Some people take the acronym more seriously and actually do sin. Nothing mortal; all the sins committed in Neponset are the venial kind: wedgies, whoopie cushions, white lies...it's a community of cut-ups made up of the nicest people you'll ever meet.

Saturday, November 22, 2008

Neponset's best

There is truth in advertising, especially where people talk as straight and honestly as they do around Neponset Circle. Sometimes you can believe what you read (just scroll through these archives). Customers voted the Tedeschi Food Shop on Neponset Avenue the cleanest in Dorchester and that's something to brag about in Boston's tidiest neighborhood.

Dorchester is famous for its store clerks who break out the Brasso and apply more than a dollop of elbow grease. Dorchester has the highest mop consumption in the greater Boston metropolitan area. It's not in just the grocery stores either. From Mattapan to Columbia Point, the clothing outlets, the gas stations, the dollar stores, the Vietnamese gift shops, the bakeries and fish markets, the computer repair offices, the package stores, the tire vendors and mechanics, the used appliance retailers, the restaurants and bars, from the seediest to the most swanky, the jewelers, the antiques dealers, the second hand roses and the chic boutiques; they are all known far and wide as being spic and span.

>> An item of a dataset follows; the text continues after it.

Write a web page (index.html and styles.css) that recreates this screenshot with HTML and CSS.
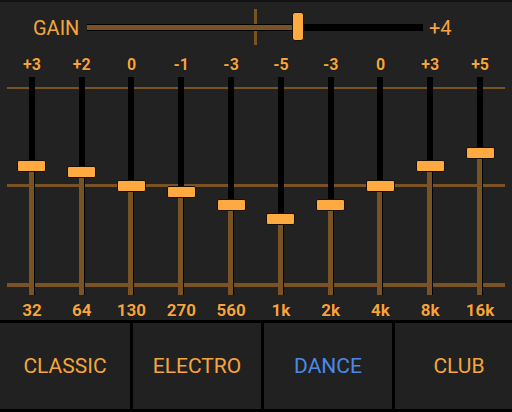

Dorchester's streets are clean, its gardens are manicured and its stately homes are well maintained. Dorchester is spiffy and tended with an artist's eye toward perfection. Stray leaves don't blow willy-nilly down Dorchester's streets. They are intended to add a bit of autumnal charm. Come winter, roads are plowed and walks are shoveled with the aim of making everything look invitingly wintry. Summer is the season in which Dorchester shows off all its splendor but no matter what the time of year, you will be guaranteed the inside of any shop front will be clean and hygienic.